David Farreny, 31 oct. 2009
orbe

La chasteté subie, je la mesure dans le passage des jours et des nuits, le soir au moment de fermer les volets, en un geste un peu maniaque, pour aller me coucher seul. La banalité du geste est comme la fermeture d’une geôle, celle de la solitude, de la nuit où je serai reclus, incarcéré dans un temps qui s’écoule et s’épuise, certes pas inemployé, mais privé de l’amour comme rencontre de ce qui est étranger, mise à nu, risque où l’on s’éprouve réel et lié au réel.

Pas fait l’amour depuis lundi matin, depuis jeudi soir, depuis trois mois (sauf le soir où j’ai un peu touché L.), depuis à peu près deux ans (la dernière fois c’était avec S. avant qu’elle ne tombe malade, donc c’était en… je ne sais plus au juste).

La chasteté sait alors vous entraîner dans son orbe, son humeur, dans sa régularité partiellement confortable : elle devient la règle et l’habitude, la norme. C’est en elle qu’on vit. Les événements, ceux qui animent la vie, sont tout sauf d’ordre sexuel.

Cette tranquillité dans laquelle on se coule est la conséquence d’un renoncement qui écarte les tourments du désir et des fantasmes. […]
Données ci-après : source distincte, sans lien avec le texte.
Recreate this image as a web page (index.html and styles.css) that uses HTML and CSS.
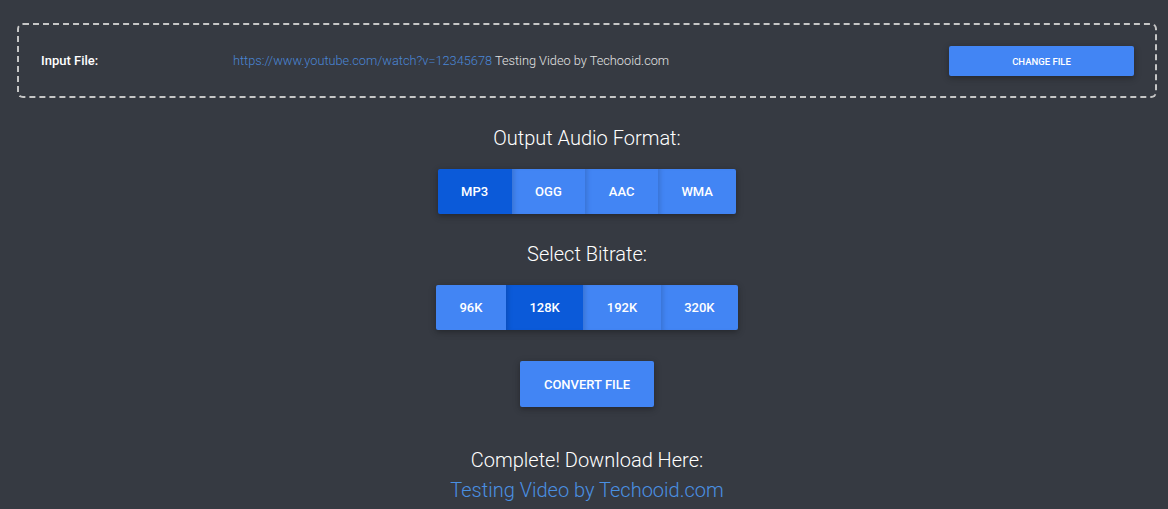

Pendant de longs moments, durant des jours, avant que l’occasion d’une pensée ou d’une chose vue ne ravive désir ou regret, on habite la plénitude du temps libéré de ce souci, comme cela arrive au fumeur désintoxiqué.

Pierre Pachet, Sans amour, Denoël, p. 69.

Cécile Carret, 13 mars 2011
carrosse

Le cobalt commence à brûler. Cou en sang. Tonne de pommade. Plus moyen d’avaler. On doit me broyer la viande. Purée. Nuits difficiles, assis, comme dans un carrosse en route vers l’autre nuit, l’autre noir. Qui sait ?

Georges Perros, « L’ardoise magique », Papiers collés (3), Gallimard, p. 319.

David Farreny, 27 mars 2012
m’

Mon intelligence des choses progresse plus vite que moi ; je m’époumonne les mains en cornet à lui crier de m’attendre. Elle se moque de moi et me détruit. Vingt ans de vie passionnée, parfois heureuse, et consciente, m’ont juste permis d’inviter chez moi ceux qui – ou plutôt ce qui – m’égorge.

Nicolas Bouvier, Il faudra repartir. Voyages inédits, Payot & Rivages, p. 141.

Cécile Carret, 28 juin 2012
invisiblement

Puis c’étaient de nouveau des châteaux, nichés sur de hautes pointes rocheuses, et des cloîtres, sombres anneaux de murailles autour desquels dans les étangs à carpes la lumière scintillait comme sur des miroirs.

Quand du haut de notre siège élevé nous regardions les séjours que l’homme a bâtis pour y cacher sa vie, son bonheur, ses nourritures, ses religions, alors tous les siècles fondaient à nos yeux en une seule réalité.

Et les morts, comme si les tombes s’étaient ouvertes, surgissaient invisiblement. Ils nous environnent dès que notre regard se pose avec amour sur une terre à l’antique culture, et tout comme leur héritage est vivant dans la pierre et le sillon, leur âme très ancienne est présente sur les terres et les campagnes.

Ernst Jünger, Sur les falaises de marbre, Gallimard, p. 44.

Cécile Carret, 27 août 2013
double

Pour un peu m’y eût manqué l’idiot ou l’ivrogne qui eût entravé çà et là cette fébrilité en titubant absurdement au beau milieu et en faisant perdre un instant à ce peuple suroccupé sa gravité et son application, jusqu’au moment où je m’aperçus que, m’arrêtant dans ma recherche d’endroits où je puisse étudier les deux livres, faisant demi-tour, m’écartant du chemin, palpant tel ou tel coin d’herbe pour savoir si l’on pouvait s’y asseoir, renversé contre un arbre, m’arrachant aussitôt à sa résine et trébuchant pour aller plus loin, j’étais à s’y tromper, le double de cet ivrogne.

Peter Handke, Le recommencement, Gallimard, p. 118.